Traffic Management Plan
Essential for Compliance

In New Zealand, a Traffic Management Plan (TMP) is required for various reasons related to ensuring road safety, minimizing traffic disruptions, and maintaining efficient traffic flow. The primary reasons for requiring a TMP include:

  1. Worksite Safety: A TMP is essential to ensure the safety of workers and road users when undertaking construction, maintenance, or other activities that affect the normal flow of traffic. It helps identify potential hazards, assess risks, and outline measures to mitigate those risks, ensuring the safety of everyone involved.

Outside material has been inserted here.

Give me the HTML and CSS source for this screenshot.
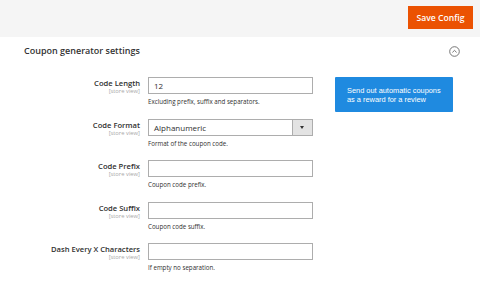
FILE: index.html
```html
<!DOCTYPE html>
<html lang="en">
<head>
    <meta charset="UTF-8">
    <title>Coupon generator settings</title>
    <link rel="stylesheet" href="styles.css">
</head>
<body>
    <div class="page-actions">
        <button class="save-btn">Save Config</button>
    </div>

    <div class="section">
        <div class="section-head">
            <h2>Coupon generator settings</h2>
            <svg class="collapse-icon" width="11" height="11" viewBox="0 0 11 11">
                <circle cx="5.5" cy="5.5" r="4.8" fill="none" stroke="#666" stroke-width="0.9"/>
                <polyline points="3.4,6.4 5.5,4.4 7.6,6.4" fill="none" stroke="#666" stroke-width="0.9"/>
            </svg>
        </div>

        <div class="section-body">
            <div class="fields">
                <div class="row">
                    <div class="label">Code Length<span class="scope">[store view]</span></div>
                    <div class="control">
                        <input type="text" value="12">
                        <div class="note">Excluding prefix, suffix and separators.</div>
                    </div>
                </div>
                <div class="row">
                    <div class="label">Code Format<span class="scope">[store view]</span></div>
                    <div class="control">
                        <div class="select">
                            <span>Alphanumeric</span>
                            <span class="select-arrow"></span>
                        </div>
                        <div class="note">Format of the coupon code.</div>
                    </div>
                </div>
                <div class="row">
                    <div class="label">Code Prefix<span class="scope">[store view]</span></div>
                    <div class="control">
                        <input type="text">
                        <div class="note">Coupon code prefix.</div>
                    </div>
                </div>
                <div class="row">
                    <div class="label">Code Suffix<span class="scope">[store view]</span></div>
                    <div class="control">
                        <input type="text">
                        <div class="note">Coupon code suffix.</div>
                    </div>
                </div>
                <div class="row">
                    <div class="label">Dash Every X Characters<span class="scope">[store view]</span></div>
                    <div class="control">
                        <input type="text">
                        <div class="note">If empty no separation.</div>
                    </div>
                </div>
            </div>

            <div class="promo">Send out automatic coupons as a reward for a review</div>
        </div>
    </div>
</body>
</html>
```

FILE: styles.css
```css
body {
    margin: 0;
    font-family: "Open Sans", Arial, sans-serif;
    color: #303030;
    background-color: #fff;
}
.page-actions {
    height: 37px;
    background-color: #f5f5f5;
    display: flex;
    justify-content: flex-end;
    align-items: flex-start;
    padding: 6px 7px 0 0;
    box-sizing: border-box;
}
.save-btn {
    width: 65px;
    height: 23px;
    background-color: #eb5202;
    color: #fff;
    border: none;
    padding: 0;
    font-family: "Open Sans", Arial, sans-serif;
    font-size: 8.6px;
    font-weight: 600;
}
.section-head {
    display: flex;
    justify-content: space-between;
    align-items: center;
    height: 27px;
    padding: 0 20px 0 24px;
}
.section-head h2 {
    margin: 0;
    font-size: 9px;
    font-weight: 600;
    color: #333;
}
.collapse-icon {
    display: block;
    margin-top: 1px;
}
.section-body {
    display: flex;
    align-items: flex-start;
    padding-top: 13px;
}
.fields {
    width: 313px;
}
.row {
    display: flex;
    height: 41.5px;
}
.label {
    width: 140px;
    text-align: right;
    font-size: 7.6px;
    font-weight: 600;
    line-height: 10px;
    padding-top: 1px;
    color: #303030;
}
.scope {
    display: block;
    font-size: 5.8px;
    font-weight: 400;
    line-height: 7px;
    color: #a8a8a8;
}
.control {
    margin-left: 8px;
    width: 165px;
}
input, .select {
    display: block;
    width: 165px;
    height: 17px;
    border: 1px solid #adadad;
    box-sizing: border-box;
    padding: 0 5px;
    font-family: "Open Sans", Arial, sans-serif;
    font-size: 8px;
    color: #303030;
    margin: 0;
}
.select {
    display: flex;
    align-items: center;
    justify-content: space-between;
    padding-right: 0;
}
.select-arrow {
    width: 19px;
    height: 15px;
    background-color: #e3e3e3;
    border-left: 1px solid #adadad;
    position: relative;
}
.select-arrow::after {
    content: "";
    position: absolute;
    left: 7px;
    top: 6px;
    border-left: 2.5px solid transparent;
    border-right: 2.5px solid transparent;
    border-top: 3px solid #333;
}
.note {
    font-size: 6.2px;
    line-height: 9px;
    margin-top: 3px;
    color: #303030;
}
.promo {
    margin-left: 22px;
    width: 118px;
    height: 35px;
    box-sizing: border-box;
    background-color: #1f8ae0;
    color: #fff;
    font-family: "Liberation Sans", Arial, sans-serif;
    font-size: 7.4px;
    line-height: 9px;
    padding: 9px 12px 0 12px;
    border-radius: 1px;
}
```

  2. Traffic Management and Control: A TMP is necessary to manage and control traffic in and around the worksite. It outlines the temporary traffic control measures to be implemented, including signage, barriers, traffic diversions, speed limits, lane closures, and pedestrian management. By effectively managing traffic, a TMP helps minimize disruptions, maintain safe distances between road users and work zones, and prevent accidents or congestion.

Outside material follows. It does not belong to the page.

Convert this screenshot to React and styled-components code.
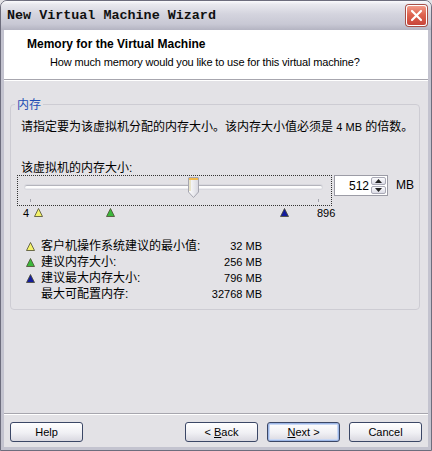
import React from 'react'
import styled, { createGlobalStyle } from 'styled-components'

const GlobalStyle = createGlobalStyle`
  html, body {
    margin: 0;
    padding: 0;
    background: #e3e2e6;
  }
  body {
    font-family: "Liberation Sans", "Noto Sans CJK SC", sans-serif;
    font-size: 11px;
    color: #000;
  }
  * { box-sizing: border-box; }
`

const MIN = 4
const MAX = 896
const VALUE = 512
// tick positions inside the slider box (px)
const TICK_START = 12
const TICK_SPAN = 288
const pos = (v) => TICK_START + ((v - MIN) / (MAX - MIN)) * TICK_SPAN

const Window = styled.div`
  width: 432px;
  height: 451px;
  display: flex;
  flex-direction: column;
  border: 1px solid #6d6d7d;
  border-radius: 7px 7px 0 0;
  overflow: hidden;
  background: #e3e2e6;
`

const TitleBar = styled.div`
  height: 29px;
  flex-shrink: 0;
  display: flex;
  align-items: center;
  justify-content: space-between;
  padding: 0 4px 0 6px;
  background: linear-gradient(#fbfbfd 0%, #e8e8ee 12%, #d4d4de 45%, #c8c8d4 80%, #b4b4c2 100%);
`

const TitleText = styled.div`
  font-family: "Liberation Mono", "DejaVu Sans Mono", monospace;
  font-weight: bold;
  font-size: 13.4px;
  color: #101010;
`

const CloseButton = styled.div`
  width: 21px;
  height: 21px;
  border-radius: 3px;
  border: 1px solid #fff;
  box-shadow: 0 0 0 1px #a65048;
  background: linear-gradient(#f29c8a, #de6450 45%, #c8453a);
  display: flex;
  align-items: center;
  justify-content: center;
`

const Frame = styled.div`
  flex: 1;
  display: flex;
  flex-direction: column;
  border: 3px solid #c3c3cf;
  border-top: none;
`

const Header = styled.div`
  height: 49px;
  flex-shrink: 0;
  background: #fff;
  padding: 7px 0 0 23px;
`

const HeaderTitle = styled.div`
  font-weight: bold;
  font-size: 12px;
  line-height: 14px;
`

const HeaderSub = styled.div`
  font-size: 11px;
  letter-spacing: -0.15px;
  line-height: 14px;
  margin: 4px 0 0 23px;
`

const Separator = styled.div`
  height: 2px;
  flex-shrink: 0;
  border-top: 1px solid #a7a6ae;
  border-bottom: 1px solid #fff;
`

const Body = styled.div`
  flex: 1;
  padding: 16px 8px 0 6px;
`

const GroupBox = styled.fieldset`
  margin: 0;
  min-width: 0;
  padding: 8px 8px 7px 6px;
  border: 1px solid #cdccd3;
  border-radius: 4px;
`

const GroupLabel = styled.legend`
  padding: 0 2px;
  margin-left: -2px;
  color: #1f4db4;
  font-size: 12px;
  line-height: 14px;
  font-family: "Noto Sans CJK SC", sans-serif;
`

const Text = styled.div`
  font-size: 12px;
  line-height: ${(p) => p.$lh || 16}px;
  padding-left: 4px;
  margin-top: ${(p) => p.$mt || 0}px;
  white-space: nowrap;
`

const Latin = styled.span`
  font-size: 11px;
`

const SliderRow = styled.div`
  display: flex;
  align-items: flex-start;
  gap: 2px;
`

const Slider = styled.div`
  position: relative;
  flex-shrink: 0;
  width: 315px;
  height: 31px;
  border: 1px dotted #333;
`

const Track = styled.div`
  position: absolute;
  left: 7px;
  width: 297px;
  top: 9px;
  height: 4px;
  border-radius: 2px;
  background: #fdfdfd;
  border-top: 1px solid #b4b4bc;
  border-bottom: 1px solid #ececf0;
  box-shadow: 0 0 0 1px #d8d8de;
`

const Tick = styled.div`
  position: absolute;
  top: 23px;
  width: 1px;
  height: 3px;
  background: #a2a2aa;
`

const Thumb = styled.svg`
  position: absolute;
  top: 1px;
`

const SpinBox = styled.div`
  width: 54px;
  height: 21px;
  flex-shrink: 0;
  background: #fff;
  border: 1px solid #9c9ca6;
  display: flex;
  align-items: center;
  padding: 1px;
`

const SpinValue = styled.div`
  flex: 1;
  text-align: right;
  font-size: 12px;
  padding-right: 2px;
`

const SpinButtons = styled.div`
  width: 15px;
  height: 17px;
  display: flex;
  flex-direction: column;
  gap: 1px;
`

const SpinButton = styled.div`
  flex: 1;
  border: 1px solid #a9a9b6;
  border-radius: 2px;
  background: linear-gradient(#fbfbfd, #dcdce6);
  display: flex;
  align-items: center;
  justify-content: center;
`

const Unit = styled.div`
  margin-left: 6px;
  line-height: 21px;
  font-size: 12px;
`

const MarkerRow = styled.div`
  position: relative;
  width: 330px;
  height: 13px;
  margin-top: 1px;
`

const MarkerLabel = styled.span`
  position: absolute;
  top: 0;
  font-size: 11px;
  line-height: 13px;
  transform: ${(p) => (p.$end ? 'translateX(-100%)' : 'none')};
`

const Marker = styled.svg`
  position: absolute;
  top: 1px;
`

const Legend = styled.div`
  display: grid;
  grid-template-columns: 9px 1fr auto;
  column-gap: 6px;
  width: 236px;
  margin: 18px 0 0 9px;
  align-items: center;
`

const LegendLabel = styled.div`
  font-size: 12px;
  line-height: 16px;
  white-space: nowrap;
`

const LegendValue = styled.div`
  font-size: 11px;
  line-height: 16px;
  text-align: right;
`

const Footer = styled.div`
  flex-shrink: 0;
  display: flex;
  gap: 9px;
  padding: 7px 6px 5px;
`

const Spacer = styled.div`
  flex: 1;
`

const Button = styled.div`
  width: 73px;
  height: 20px;
  border: 1px solid #3b4766;
  border-radius: 3px;
  background: linear-gradient(#ffffff, #f0f0f4 55%, #d9d8e0);
  box-shadow: ${(p) => (p.$default ? 'inset 0 0 0 1px #9cb6e6, inset 0 0 0 2px #c9d8f4' : 'none')};
  display: flex;
  align-items: center;
  justify-content: center;
  font-size: 11px;
  white-space: pre;
`

const TriangleIcon = ({ color, as: Comp = 'svg', style }) => (
  <Comp width="9" height="9" viewBox="0 0 9 9" style={style}>
    <path d="M4.5 0.5 L8.5 8.5 L0.5 8.5 Z" fill={color} stroke="#4a4a30" strokeWidth="0.8" strokeLinejoin="round" />
  </Comp>
)

const markers = [
  { v: 32, color: '#f4f26a' },
  { v: 256, color: '#3cb83c' },
  { v: 796, color: '#141c9c' },
]

const legend = [
  { color: '#f4f26a', label: '客户机操作系统建议的最小值:', value: '32 MB' },
  { color: '#3cb83c', label: '建议内存大小:', value: '256 MB' },
  { color: '#141c9c', label: '建议最大内存大小:', value: '796 MB' },
  { color: null, label: '最大可配置内存:', value: '32768 MB' },
]

const App = () => {
  const thumbLeft = pos(VALUE) - 6
  return (
    <>
      <GlobalStyle />
      <Window>
        <TitleBar>
          <TitleText>New Virtual Machine Wizard</TitleText>
          <CloseButton>
            <svg width="13" height="13" viewBox="0 0 13 13">
              <path d="M2 2 L11 11 M11 2 L2 11" stroke="#fff" strokeWidth="2.2" strokeLinecap="round" />
            </svg>
          </CloseButton>
        </TitleBar>
        <Frame>
          <Header>
            <HeaderTitle>Memory for the Virtual Machine</HeaderTitle>
            <HeaderSub>How much memory would you like to use for this virtual machine?</HeaderSub>
          </Header>
          <Separator />
          <Body>
            <GroupBox>
              <GroupLabel>内存</GroupLabel>
              <Text>
                请指定要为该虚拟机分配的内存大小。该内存大小值必须是 <Latin>4 MB</Latin> 的倍数。
              </Text>
              <Text $lh={14} $mt={26}>该虚拟机的内存大小:</Text>
              <SliderRow>
                <Slider>
                  <Track />
                  <Tick style={{ left: pos(MIN) }} />
                  <Tick style={{ left: pos(MAX) }} />
                  <Thumb width="11" height="21" viewBox="0 0 11 21" style={{ left: thumbLeft }}>
                    <defs>
                      <linearGradient id="thumb" x1="0" y1="0" x2="1" y2="0">
                        <stop offset="0" stopColor="#ffffff" />
                        <stop offset="1" stopColor="#d8d8e0" />
                      </linearGradient>
                    </defs>
                    <path d="M1 0.5 H10 Q10.5 0.5 10.5 1 V15 L5.5 20.5 L0.5 15 V1 Q0.5 0.5 1 0.5 Z" fill="url(#thumb)" stroke="#a6a6b0" />
                    <rect x="1" y="1" width="9" height="2" fill="#f2b84a" />
                    <rect x="1" y="3" width="2" height="11" fill="#e9e4c8" />
                  </Thumb>
                </Slider>
                <SpinBox>
                  <SpinValue>512</SpinValue>
                  <SpinButtons>
                    <SpinButton>
                      <svg width="7" height="4" viewBox="0 0 7 4"><path d="M0 4 L3.5 0 L7 4 Z" fill="#222" /></svg>
                    </SpinButton>
                    <SpinButton>
                      <svg width="7" height="4" viewBox="0 0 7 4"><path d="M0 0 L3.5 4 L7 0 Z" fill="#222" /></svg>
                    </SpinButton>
                  </SpinButtons>
                </SpinBox>
                <Unit>MB</Unit>
              </SliderRow>
              <MarkerRow>
                <MarkerLabel $end style={{ left: pos(MIN) }}>4</MarkerLabel>
                {markers.map((m) => (
                  <TriangleIcon key={m.v} as={Marker} color={m.color} style={{ left: pos(m.v) - 4.5 }} />
                ))}
                <MarkerLabel style={{ left: pos(MAX) }}>896</MarkerLabel>
              </MarkerRow>
              <Legend>
                {legend.map((row) => (
                  <React.Fragment key={row.label}>
                    {row.color ? <TriangleIcon color={row.color} /> : <span />}
                    <LegendLabel>{row.label}</LegendLabel>
                    <LegendValue>{row.value}</LegendValue>
                  </React.Fragment>
                ))}
              </Legend>
            </GroupBox>
          </Body>
          <Separator />
          <Footer>
            <Button>Help</Button>
            <Spacer />
            <Button>{'< '}<u>B</u>ack</Button>
            <Button $default><u>N</u>ext{' >'}</Button>
            <Button>Cancel</Button>
          </Footer>
        </Frame>
      </Window>
    </>
  )
}

export default App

  3. Compliance with Legal Requirements: In New Zealand, compliance with traffic management regulations is a legal requirement. The Health and Safety at Work Act 2015 and associated regulations, along with the New Zealand Transport Agency (NZTA) Code of Practice for Temporary Traffic Management, require the development and implementation of a TMP for any work that affects the road or traffic.
  4. Consistency and Standardization: A TMP ensures consistency and standardization in traffic management practices. It provides a structured approach to planning and implementing temporary traffic control measures, promoting best practices and ensuring that work sites across New Zealand adhere to similar safety standards.
  5. Public Safety: Implementing a TMP helps protect the safety of the public, including pedestrians, cyclists, and motorists. It helps communicate potential hazards, traffic changes, and alternate routes to road users, ensuring that they can navigate through or around the worksite safely and efficiently.
  6. Collaboration and Communication: Developing a TMP involves collaboration between various stakeholders, including contractors, traffic management providers, local authorities, and emergency services. It facilitates effective communication among these parties, ensuring that everyone involved understands their roles and responsibilities and works together to implement appropriate traffic management measures.

Overall, requiring a TMP in New Zealand is a proactive measure to protect the safety of workers, road users, and the general public. It helps maintain safe traffic conditions, minimizes disruptions, and ensures compliance with legal requirements and industry standards for temporary traffic management.